OPPOSITION Citizens Coalition for Change (CCC) yesterday said it was now a lot wiser as an opposition and was busy plugging loopholes for possible vote rigging going into the 2023 elections.
Addressing a Press conference in Harare yesterday, CCC
spokesperson Fadzayi Mahere said they would not continue “whining” over
electoral malpractices by authorities, but had “sharpened strategies” to
outsmart any attempts at rigging the polls.
Mahere also said they had changed tack on engaging African
and other international bodies so as to ensure there was long-term monitoring
of the whole electoral process leading to the polling day.
“We want to assure the citizens that we have lobbied,
(that) we continue to lobby both the Southern African Development Community and
the African Union on these issues,” she said.
“There is need for long-term monitoring of the election
playing field. There is no point in coming before election day to try and
assist with the voting environment when during the period preceding the
elections, our members were being incarcerated, shot, abducted and persecuted.”
Currently, CCC members such as MPs Job Sikhala (Zengeza
West) and Godfrey Sithole (Chitungwiza North) are languishing in remand prison
facing various charges.
Sikhala and Sithole face charges of incitement to violence
in relation to the skirmishes that broke out at the funeral of murdered party
activist Moreblessing Ali in Nyatsime two months ago.

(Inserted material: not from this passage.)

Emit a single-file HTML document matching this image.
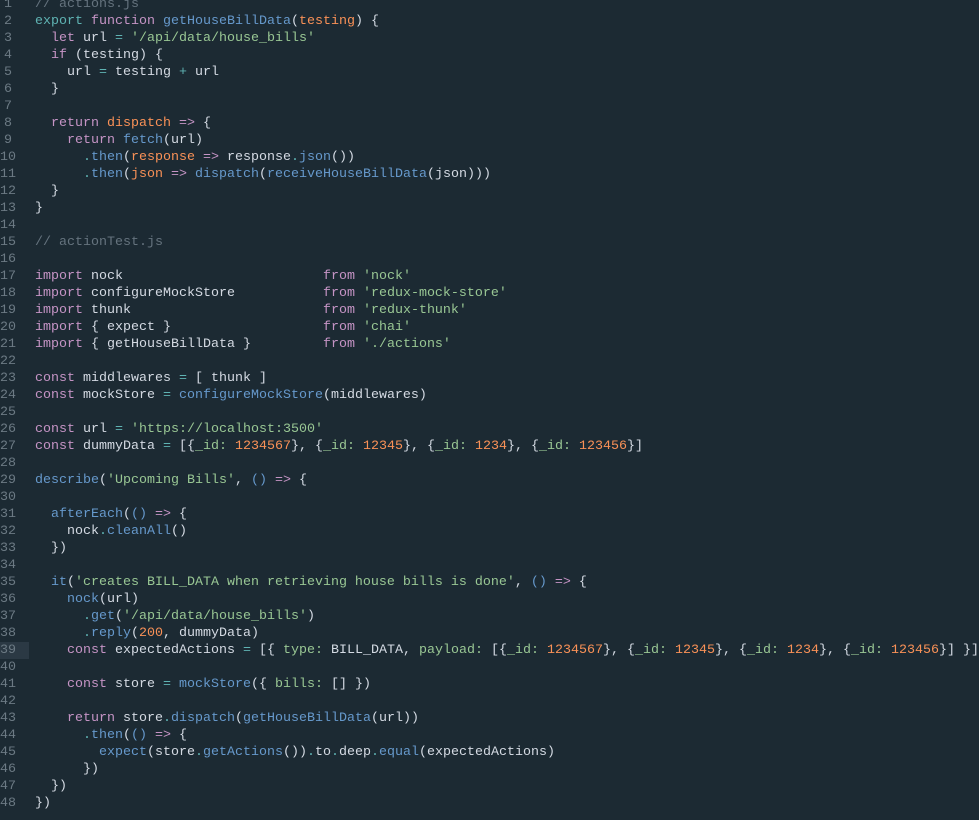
<!DOCTYPE html>
<html><head><meta charset="utf-8"><style>
body{margin:0;background:#1c2a33;width:979px;height:820px;overflow:hidden}
.w{position:absolute;top:-4.5px;left:0;font-family:"Liberation Mono",monospace;font-size:13.33px;line-height:17px;color:#d4dae3}
.l{position:relative;height:17px;white-space:pre}
.n{position:absolute;left:0;width:12px;text-align:right;color:#6c7a84}
.x{position:absolute;left:35px}
.hl{background:#2b3944;width:29px;position:absolute;left:0;top:0;height:17px}
.k{color:#c594c5}.b{color:#6699cc}.s{color:#99c794}.o{color:#f99157}.t{color:#5fb3b3}.c{color:#65737e}
</style></head><body><div class="w">
<div class="l"><span class="n">1</span><span class="x"><span class="c">// actions.js</span></span></div>
<div class="l"><span class="n">2</span><span class="x"><span class="t">export</span> <span class="k">function</span> <span class="b">getHouseBillData</span>(<span class="o">testing</span>) {</span></div>
<div class="l"><span class="n">3</span><span class="x">  <span class="k">let</span> url <span class="t">=</span> <span class="s">'/api/data/house_bills'</span></span></div>
<div class="l"><span class="n">4</span><span class="x">  <span class="k">if</span> (testing) {</span></div>
<div class="l"><span class="n">5</span><span class="x">    url <span class="t">=</span> testing <span class="t">+</span> url</span></div>
<div class="l"><span class="n">6</span><span class="x">  }</span></div>
<div class="l"><span class="n">7</span></div>
<div class="l"><span class="n">8</span><span class="x">  <span class="k">return</span> <span class="o">dispatch</span> <span class="k">=&gt;</span> {</span></div>
<div class="l"><span class="n">9</span><span class="x">    <span class="k">return</span> <span class="b">fetch</span>(url)</span></div>
<div class="l"><span class="n">10</span><span class="x">      <span class="t">.</span><span class="b">then</span>(<span class="o">response</span> <span class="k">=&gt;</span> response<span class="t">.</span><span class="b">json</span>())</span></div>
<div class="l"><span class="n">11</span><span class="x">      <span class="t">.</span><span class="b">then</span>(<span class="o">json</span> <span class="k">=&gt;</span> <span class="b">dispatch</span>(<span class="b">receiveHouseBillData</span>(json)))</span></div>
<div class="l"><span class="n">12</span><span class="x">  }</span></div>
<div class="l"><span class="n">13</span><span class="x">}</span></div>
<div class="l"><span class="n">14</span></div>
<div class="l"><span class="n">15</span><span class="x"><span class="c">// actionTest.js</span></span></div>
<div class="l"><span class="n">16</span></div>
<div class="l"><span class="n">17</span><span class="x"><span class="k">import</span> nock                         <span class="k">from</span> <span class="s">'nock'</span></span></div>
<div class="l"><span class="n">18</span><span class="x"><span class="k">import</span> configureMockStore           <span class="k">from</span> <span class="s">'redux-mock-store'</span></span></div>
<div class="l"><span class="n">19</span><span class="x"><span class="k">import</span> thunk                        <span class="k">from</span> <span class="s">'redux-thunk'</span></span></div>
<div class="l"><span class="n">20</span><span class="x"><span class="k">import</span> { expect }                   <span class="k">from</span> <span class="s">'chai'</span></span></div>
<div class="l"><span class="n">21</span><span class="x"><span class="k">import</span> { getHouseBillData }         <span class="k">from</span> <span class="s">'./actions'</span></span></div>
<div class="l"><span class="n">22</span></div>
<div class="l"><span class="n">23</span><span class="x"><span class="k">const</span> middlewares <span class="t">=</span> [ thunk ]</span></div>
<div class="l"><span class="n">24</span><span class="x"><span class="k">const</span> mockStore <span class="t">=</span> <span class="b">configureMockStore</span>(middlewares)</span></div>
<div class="l"><span class="n">25</span></div>
<div class="l"><span class="n">26</span><span class="x"><span class="k">const</span> url <span class="t">=</span> <span class="s">'https://localhost:3500'</span></span></div>
<div class="l"><span class="n">27</span><span class="x"><span class="k">const</span> dummyData <span class="t">=</span> [{<span class="s">_id:</span> <span class="o">1234567</span>}, {<span class="s">_id:</span> <span class="o">12345</span>}, {<span class="s">_id:</span> <span class="o">1234</span>}, {<span class="s">_id:</span> <span class="o">123456</span>}]</span></div>
<div class="l"><span class="n">28</span></div>
<div class="l"><span class="n">29</span><span class="x"><span class="b">describe</span>(<span class="s">'Upcoming Bills'</span>, <span class="b">()</span> <span class="k">=&gt;</span> {</span></div>
<div class="l"><span class="n">30</span></div>
<div class="l"><span class="n">31</span><span class="x">  <span class="b">afterEach</span>(<span class="b">()</span> <span class="k">=&gt;</span> {</span></div>
<div class="l"><span class="n">32</span><span class="x">    nock<span class="t">.</span><span class="b">cleanAll</span>()</span></div>
<div class="l"><span class="n">33</span><span class="x">  })</span></div>
<div class="l"><span class="n">34</span></div>
<div class="l"><span class="n">35</span><span class="x">  <span class="b">it</span>(<span class="s">'creates BILL_DATA when retrieving house bills is done'</span>, <span class="b">()</span> <span class="k">=&gt;</span> {</span></div>
<div class="l"><span class="n">36</span><span class="x">    <span class="b">nock</span>(url)</span></div>
<div class="l"><span class="n">37</span><span class="x">      <span class="t">.</span><span class="b">get</span>(<span class="s">'/api/data/house_bills'</span>)</span></div>
<div class="l"><span class="n">38</span><span class="x">      <span class="t">.</span><span class="b">reply</span>(<span class="o">200</span>, dummyData)</span></div>
<div class="l"><span class="hl"></span><span class="n">39</span><span class="x">    <span class="k">const</span> expectedActions <span class="t">=</span> [{ <span class="s">type:</span> BILL_DATA, <span class="s">payload:</span> [{<span class="s">_id:</span> <span class="o">1234567</span>}, {<span class="s">_id:</span> <span class="o">12345</span>}, {<span class="s">_id:</span> <span class="o">1234</span>}, {<span class="s">_id:</span> <span class="o">123456</span>}] }]</span></div>
<div class="l"><span class="n">40</span></div>
<div class="l"><span class="n">41</span><span class="x">    <span class="k">const</span> store <span class="t">=</span> <span class="b">mockStore</span>({ <span class="s">bills:</span> [] })</span></div>
<div class="l"><span class="n">42</span></div>
<div class="l"><span class="n">43</span><span class="x">    <span class="k">return</span> store<span class="t">.</span><span class="b">dispatch</span>(<span class="b">getHouseBillData</span>(url))</span></div>
<div class="l"><span class="n">44</span><span class="x">      <span class="t">.</span><span class="b">then</span>(<span class="b">()</span> <span class="k">=&gt;</span> {</span></div>
<div class="l"><span class="n">45</span><span class="x">        <span class="b">expect</span>(store<span class="t">.</span><span class="b">getActions</span>())<span class="t">.</span>to<span class="t">.</span>deep<span class="t">.</span><span class="b">equal</span>(expectedActions)</span></div>
<div class="l"><span class="n">46</span><span class="x">      })</span></div>
<div class="l"><span class="n">47</span><span class="x">  })</span></div>
<div class="l"><span class="n">48</span><span class="x">})</span></div>
</div></body></html>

“We have sharpened our approach significantly since the
2018 elections. We took very important lessons, and even in these March
by-elections, this has informed our engagement with the international
community, particularly regional bodies around the electoral processes that are
going to take place in Zimbabwe,” Mahere said.
“We ensured that we have a dossier of information that we
gave them so that they know what is taking place. You are aware that there has
been a shift in approach by the regional bodies on how they manage elections.
We saw what Sadc did in Zambia and Malawi and what it continues to do in other
countries.”
Mahere said they also wanted to guard against electoral
theft, especially in the rural areas by engaging in an awareness drive on
electoral processes.
“Our polling agents are ready to identify traditional
leaders who would be intimidating citizens. We are not sitting back and
complaining, feeling sorry for ourselves. We do have strategies in place, but
that does not take away the constitutional obligation of the Zimbabwe Electoral
Commission (Zec) to monitor these events to ensure that all parties comply with
the code of conduct,” she said.
CCC secretary for elections Ian Makone called on Zec to
conduct another voter registration blitz to ensure that more eligible voters
participate in next year’s elections.
“We are saying to Zec, and I hope we all collectively make
that same point, we require them to institute a further voter registration
blitz,” Makone said.
“We want to go to the extent whereby there is a commitment
of when that blitz is going to be, a commitment over the voter education
because if we don’t, I worry that this generation, which is your generation,
will not be part of the decision-making that takes place next year.”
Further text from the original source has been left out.